Three-quarters of teenagers between 15 and 17 now have mobile phones, up from 57 percent last year, according to the Roper Youth Report, an annual poll. Parents pay for 74 percent of the wireless plans in question, according to another survey, by the NOP World mKids Study, perhaps reflecting the fact that many parents see cell phones as a practical and safety item.

"Pretty much everybody has a cell phone, and iPods, probably one out of three people," said Greg Becker, 15, of Owings Mills, Maryland.

"It's huge. I get on my bus in the morning, everybody is listening to little white earbuds. Last year it was only a couple of kids. For guys, having an Xbox or a PS2, all the guys have those. Off the top of my head I can think of one person who doesn't," he said.

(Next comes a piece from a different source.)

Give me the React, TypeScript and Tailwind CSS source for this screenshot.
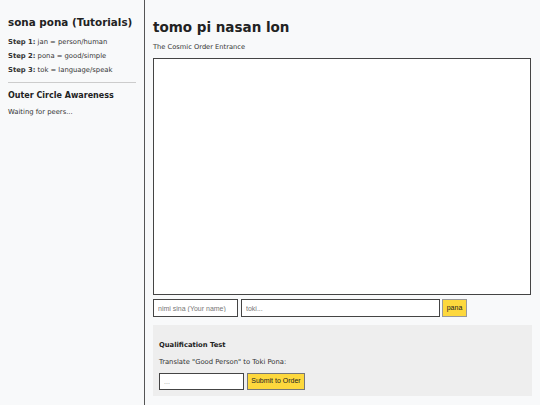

"Kids are very good, and relentless, at getting what they want, from the day they're born," said Susan Beacham, a parent of two girls, 13 and 11, in Lake Bluff, Illinois, and a founder of Money Savvy Generation, a group that coaches parents and children in fiscal responsibility.

"The pester power comes with them saying: `Mom, Madeline has one, so does Mira. Every time I want to call you, I have to borrow theirs,'" Beacham said. "It comes in the form of questioning your parenting. `Why wouldn't you keep us safe?' Then it goes to the iPod. `I've earned it, I excel in school, in excel in sports, why wouldn't you give it to me?"'

Last Christmas her 13-year-old pleaded that an iPod Mini was "a piece of the uniform," and Beacham told her she could have one as her one gift, instead of several smaller ones. But when her 11-year-old also wanted one, she was told she had to wait another year.

"For the parent, you're faced with the pressure but you do not have to do it," she said. "Your child will truly survive."